>> Begin GIVEN MATERIAL
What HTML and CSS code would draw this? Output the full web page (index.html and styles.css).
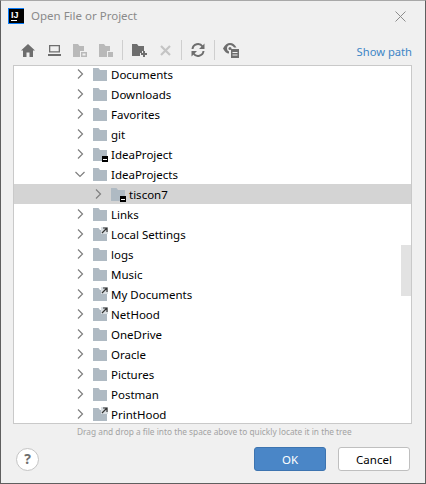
FILE: index.html
```html
<!DOCTYPE html>
<html lang="en">
<head>
<meta charset="UTF-8">
<meta name="viewport" content="width=device-width, initial-scale=1.0">
<title>Open File or Project</title>
<link rel="stylesheet" href="styles.css">
</head>
<body>

<!-- shared icons -->
<svg class="defs" width="0" height="0">
    <symbol id="folder" viewBox="0 0 14 13">
        <path d="M0 0H5.500L7 2H14V13H0Z"/>
    </symbol>
    <symbol id="chev" viewBox="0 0 8 12">
        <path d="M2 1.500L6.500 6L2 10.500" fill="none" stroke="currentColor" stroke-width="1.200"/>
    </symbol>
    <symbol id="link" viewBox="0 0 7 7">
        <path d="M1 6L5.500 1.500M2 1H6V5" stroke="#333" stroke-width="1.200" fill="none"/>
    </symbol>
</svg>

<div class="dialog">
    <div class="titlebar">
        <svg class="app-icon" width="16" height="16" viewBox="0 0 16 16">
            <rect width="16" height="16" fill="#087cfa"/>
            <rect x="1" y="1" width="15" height="14" fill="#000"/>
            <text x="3" y="10" class="app-icon-text">IJ</text>
            <rect x="3" y="12" width="6" height="1" fill="#fff"/>
        </svg>
        <span class="title">Open File or Project</span>
        <svg class="close" width="11" height="11" viewBox="0 0 11 11">
            <path d="M0.500 0.500L10.500 10.500M10.500 0.500L0.500 10.500" stroke="#8c8c8c" stroke-width="1" fill="none"/>
        </svg>
    </div>

    <div class="toolbar">
        <span class="tool">
            <svg width="14" height="13" viewBox="0 0 14 13"><path d="M7 0L14 6.500H12V13H8.500V8.500H5.500V13H2V6.500H0Z" fill="#6e6e6e"/></svg>
        </span>
        <span class="tool">
            <svg width="13" height="11" viewBox="0 0 13 11"><path d="M1 0H12V7.500H1ZM2.300 1.300V6.200H10.700V1.300Z" fill="#6e6e6e" fill-rule="evenodd"/><rect y="9" width="13" height="2" fill="#6e6e6e"/></svg>
        </span>
        <span class="tool">
            <svg width="14" height="13" viewBox="0 0 14 13"><path d="M0 0H5L6.500 2H11V7H7V13H0Z" fill="#b9b9b9"/><path d="M8 8H14V13H8ZM9.500 9.500V11.500H12.500V9.500Z" fill="#b9b9b9" fill-rule="evenodd"/></svg>
        </span>
        <span class="tool">
            <svg width="14" height="13" viewBox="0 0 14 13"><path d="M0 0H5L6.500 2H11V7H8V13H0Z" fill="#b9b9b9"/><rect x="9" y="8" width="5" height="5" fill="#b9b9b9"/></svg>
        </span>
        <span class="sep"></span>
        <span class="tool">
            <svg width="15" height="13" viewBox="0 0 15 13"><path d="M0 0H5L6.500 2H12V7H10V9H8V12H0Z" fill="#6e6e6e"/><path d="M11 8H13V10H15V12H13V14H11V12H9V10H11Z" fill="#6e6e6e" transform="translate(0 -1)"/></svg>
        </span>
        <span class="tool">
            <svg width="11" height="11" viewBox="0 0 11 11"><path d="M1 1L10 10M10 1L1 10" stroke="#c4c4c4" stroke-width="2.200" fill="none"/></svg>
        </span>
        <span class="sep"></span>
        <span class="tool">
            <svg width="14" height="14" viewBox="0 0 14 14"><path d="M1.500 6A5.500 5.500 0 0 1 11.500 3.500M12.500 8A5.500 5.500 0 0 1 2.500 10.500" stroke="#6e6e6e" stroke-width="2" fill="none"/><path d="M13.500 0.500V6H8ZM0.500 13.500V8H6Z" fill="#6e6e6e"/></svg>
        </span>
        <span class="sep"></span>
        <span class="tool">
            <svg width="16" height="15" viewBox="0 0 16 15"><path d="M0 5.500C2 1.500 4.500 0 7 0C10 0 12 2 13.500 4.500H11C10 3 8.500 2 7 2C5 2 4 3.500 4 5.500C4 7 5 8 6 8.500V10.500C3.500 10.500 1.500 8.500 0 5.500Z" fill="#6e6e6e"/><circle cx="7" cy="5.500" r="1.500" fill="#6e6e6e"/><path d="M8 6H16V15H8ZM9.500 9V10H14.500V9ZM9.500 11.500V12.500H14.500V11.500Z" fill="#6e6e6e" fill-rule="evenodd"/></svg>
        </span>
        <a class="show-path">Show path</a>
    </div>

    <div class="tree">
        <div class="rows">
            <div class="row"><svg class="chev"><use href="#chev"/></svg><svg class="folder"><use href="#folder"/></svg>Documents</div>
            <div class="row"><svg class="chev"><use href="#chev"/></svg><svg class="folder"><use href="#folder"/></svg>Downloads</div>
            <div class="row"><svg class="chev"><use href="#chev"/></svg><svg class="folder"><use href="#folder"/></svg>Favorites</div>
            <div class="row"><svg class="chev"><use href="#chev"/></svg><svg class="folder"><use href="#folder"/></svg>git</div>
            <div class="row"><svg class="chev"><use href="#chev"/></svg><span class="icon"><svg class="folder"><use href="#folder"/></svg><i class="badge-drive"></i></span>IdeaProject</div>
            <div class="row"><svg class="chev open"><use href="#chev"/></svg><svg class="folder"><use href="#folder"/></svg>IdeaProjects</div>
            <div class="row sub selected"><svg class="chev"><use href="#chev"/></svg><span class="icon"><svg class="folder"><use href="#folder"/></svg><i class="badge-drive"></i></span>tiscon7</div>
            <div class="row"><svg class="chev"><use href="#chev"/></svg><svg class="folder"><use href="#folder"/></svg>Links</div>
            <div class="row"><svg class="chev"><use href="#chev"/></svg><span class="icon"><svg class="folder"><use href="#folder"/></svg><i class="badge-link"><svg width="7" height="7"><use href="#link"/></svg></i></span>Local Settings</div>
            <div class="row"><svg class="chev"><use href="#chev"/></svg><svg class="folder"><use href="#folder"/></svg>logs</div>
            <div class="row"><svg class="chev"><use href="#chev"/></svg><svg class="folder"><use href="#folder"/></svg>Music</div>
            <div class="row"><svg class="chev"><use href="#chev"/></svg><span class="icon"><svg class="folder"><use href="#folder"/></svg><i class="badge-link"><svg width="7" height="7"><use href="#link"/></svg></i></span>My Documents</div>
            <div class="row"><svg class="chev"><use href="#chev"/></svg><span class="icon"><svg class="folder"><use href="#folder"/></svg><i class="badge-link"><svg width="7" height="7"><use href="#link"/></svg></i></span>NetHood</div>
            <div class="row"><svg class="chev"><use href="#chev"/></svg><svg class="folder"><use href="#folder"/></svg>OneDrive</div>
            <div class="row"><svg class="chev"><use href="#chev"/></svg><svg class="folder"><use href="#folder"/></svg>Oracle</div>
            <div class="row"><svg class="chev"><use href="#chev"/></svg><svg class="folder"><use href="#folder"/></svg>Pictures</div>
            <div class="row"><svg class="chev"><use href="#chev"/></svg><svg class="folder"><use href="#folder"/></svg>Postman</div>
            <div class="row"><svg class="chev"><use href="#chev"/></svg><span class="icon"><svg class="folder"><use href="#folder"/></svg><i class="badge-link"><svg width="7" height="7"><use href="#link"/></svg></i></span>PrintHood</div>
        </div>
        <div class="thumb"></div>
    </div>

    <div class="hint">Drag and drop a file into the space above to quickly locate it in the tree</div>

    <div class="footer">
        <span class="help">?</span>
        <button class="btn primary">OK</button>
        <button class="btn">Cancel</button>
    </div>
</div>

</body>
</html>
```

FILE: styles.css
```css
/* dialog frame */
html, body {
    margin: 0;
    height: 100%;
}
body {
    font-family: "Noto Sans", "Open Sans", Arial, sans-serif;
    font-size: 11.500px;
    color: #000;
    overflow: hidden;
}
.defs {
    position: absolute;
}
.dialog {
    box-sizing: border-box;
    width: 426px;
    height: 484px;
    background-color: #f0f0f0;
    border: 1px solid #5f5f5f;
    border-top-color: #a8a8a8;
    display: flex;
    flex-direction: column;
}

/* title */
.titlebar {
    height: 30px;
    display: flex;
    align-items: center;
    padding: 0 19px 0 7px;
}
.app-icon {
    margin-right: 7px;
}
.app-icon-text {
    font-family: "Liberation Sans", Arial, sans-serif;
    font-size: 9px;
    font-weight: bold;
    fill: #fff;
}
.title {
    flex: 1;
    margin-bottom: 2px;
    color: #8a8a8a;
}

/* toolbar */
.toolbar {
    height: 34px;
    display: flex;
    align-items: center;
    padding: 4px 13px 0 14px;
    box-sizing: border-box;
}
.tool {
    width: 26px;
    display: flex;
    justify-content: center;
}
.sep {
    width: 1px;
    height: 20px;
    margin: 0 3px;
    background-color: #cfcfcf;
}
.show-path {
    margin-left: auto;
    margin-top: 2px;
    color: #3d85c6;
    font-size: 11.200px;
}

/* tree */
.tree {
    position: relative;
    box-sizing: border-box;
    height: 359px;
    margin: 0 13px 0 12px;
    background-color: #fff;
    border: 1px solid #c9c9c9;
    overflow: hidden;
}
.rows {
    margin-top: -2px;
}
.row {
    box-sizing: border-box;
    height: 20px;
    line-height: 18px;
    padding-top: 2px;
    display: flex;
    align-items: center;
    padding-left: 62px;
    white-space: nowrap;
}
.row.sub {
    padding-left: 80px;
}
.row.selected {
    background-color: #d4d4d4;
}
.chev {
    width: 8px;
    height: 12px;
    margin-right: 9px;
    margin-bottom: 2px;
    color: #7f7f7f;
}
.chev.open {
    transform: rotate(90deg);
}
.folder {
    width: 14px;
    height: 13px;
    margin-right: 4px;
    margin-bottom: 1px;
    fill: #afbac3;
}
.icon {
    position: relative;
    display: flex;
}
.badge-drive {
    position: absolute;
    left: 9px;
    top: 8px;
    width: 6px;
    height: 6px;
    background-color: #000;
}
.badge-drive::after {
    content: "";
    position: absolute;
    left: 1px;
    top: 3px;
    width: 4px;
    height: 1px;
    background-color: #fff;
}
.badge-link {
    position: absolute;
    left: 8px;
    top: -1px;
    width: 7px;
    height: 7px;
    display: flex;
    background-color: #d9dee2;
}
.thumb {
    position: absolute;
    right: 0;
    top: 179px;
    width: 10px;
    height: 51px;
    background-color: #e2e2e2;
}

/* bottom */
.hint {
    height: 16px;
    line-height: 15px;
    padding-left: 76px;
    color: #a3a3a3;
    font-size: 8.300px;
    white-space: nowrap;
}
.footer {
    display: flex;
    align-items: center;
    padding: 7px 15px 0 15px;
    gap: 12px;
}
.help {
    box-sizing: border-box;
    width: 23px;
    height: 23px;
    margin-right: auto;
    border: 1px solid #c4c4c4;
    border-radius: 50%;
    background-color: #fff;
    color: #6e6e6e;
    font-size: 14px;
    font-weight: bold;
    line-height: 20px;
    text-align: center;
}
.btn {
    box-sizing: border-box;
    width: 72px;
    height: 24px;
    padding: 0;
    font-family: inherit;
    font-size: 11.500px;
    color: #000;
    background-color: #fff;
    border: 1px solid #bfbfbf;
    border-radius: 3px;
}
.btn.primary {
    color: #fff;
    background-color: #4a86c7;
    border-color: #3d74b0;
}
```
>> End GIVEN MATERIAL
--- STATED GOAL ---
Across the material above, how many lines include the string "styles"? Only the number is wanted.

--- EXPECTED ANSWER ---
3